Further, the Yiddish connotation of bobe mayse actually has little in common with its common translation as 'old wives' tales.' An old wives' tale is saying that rubbing a frog on your finger will get rid of a wart or going out with a wet head will give you a cold. In fact, Rose's mother's derision of her sentimental novels as bobe mayses is the authentic Yiddish usage of the term, taking us all the way back to the literary origins of the phrase!

What is maddening is that an incredibly accomplished academic like Rose would not show the slightest interest in actually finding out what any of these terms mean. It's one thing to have a personal, sentimental dialect; it's another to turn that idiosyncratic language into fodder for a magazine with the word 'Scholar' in the title.

In the popular imagination, among ordinary civilians and even the most elite academics, Yiddish remains a rigid list of misheard, misapprehended words and expressions, with an emphasis on the vulgar and the 'colorful' (oh how I shudder to hear that word.)  As I said/ranted earlier today on Twitter:
If I had a friend who thought human circulation was the work of lymph gnomes, I wouldn't think it was cute, I would think it was sad. Ignorance about the deepest parts of oneself, one's history, family, language, migration, is a sad thing. American Jews, though, have no shame.

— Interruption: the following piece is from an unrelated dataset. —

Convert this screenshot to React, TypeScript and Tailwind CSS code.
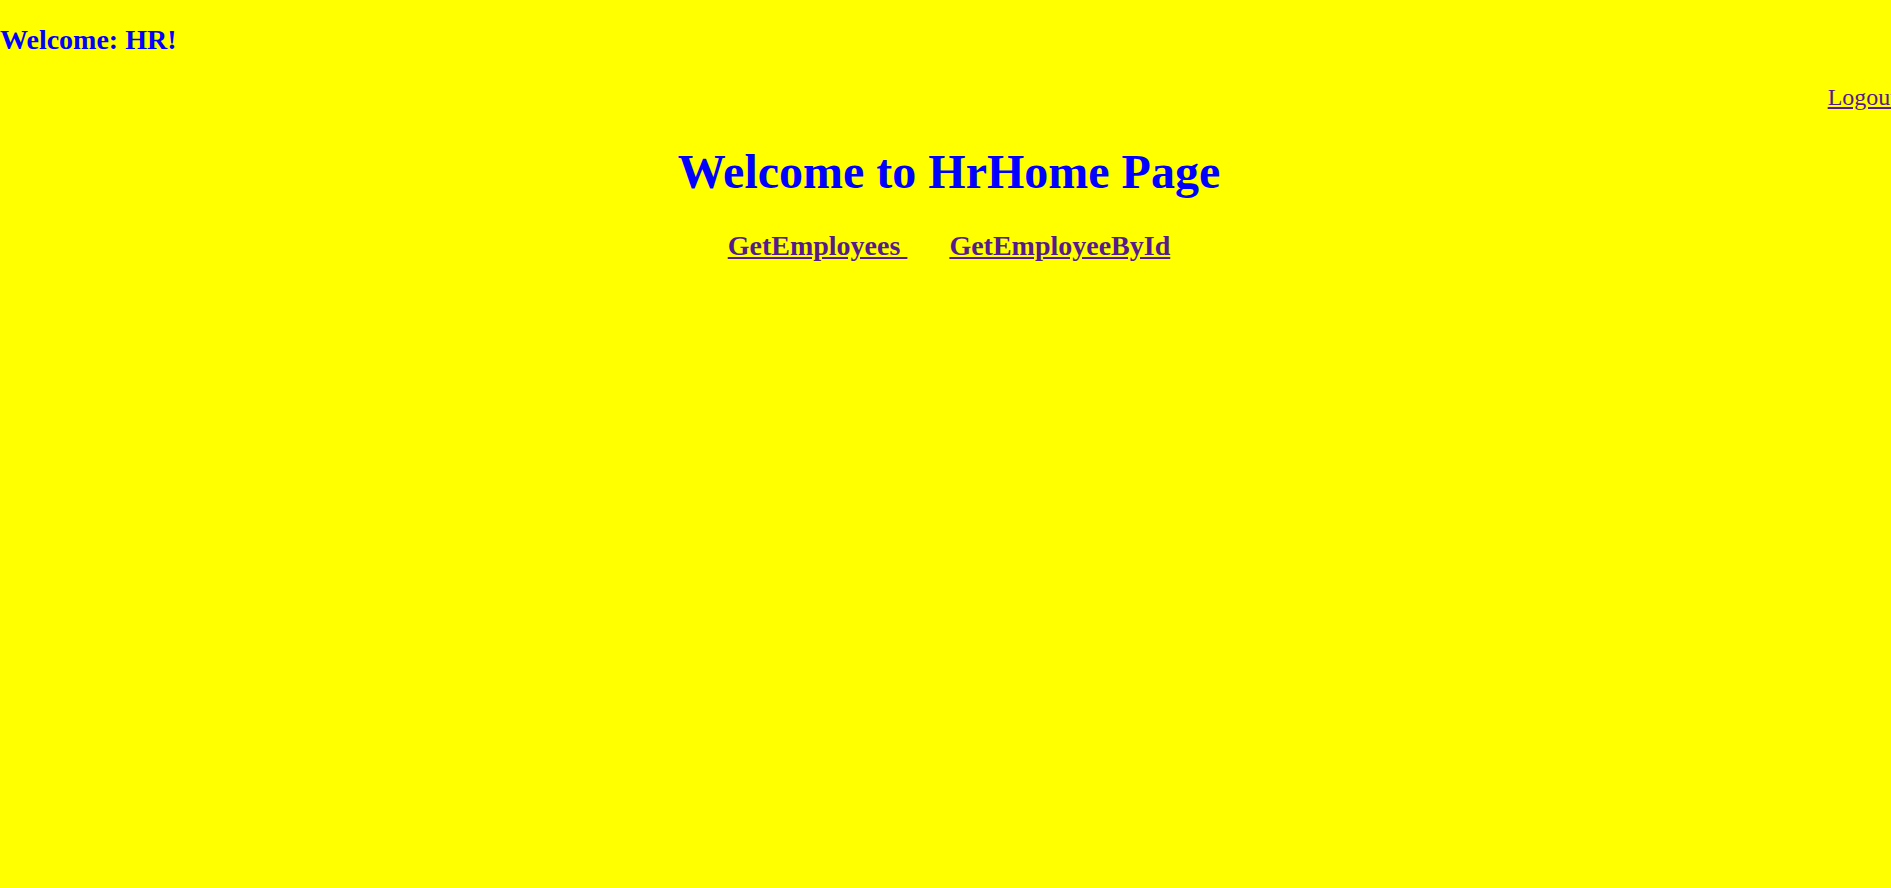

It's as if they assume there is no possible way one could learn that it's lymph node, not lymph gnome. Or that bubbe meise doesn't mean old wives's tale.
But there is some hope. There are Jewish culture workers - talented, educated, generous- who have been working tirelessly for decades. They entertain and educate widely, not just to the circles of dedicated Yiddish lovers. One of those culture workers is Michael (Meyshke) Alpert. Today we learned that he had been named by the NEA as a National Heritage Fellow, an honor he well deserves. So, mazl tov, Meysh, and thank you.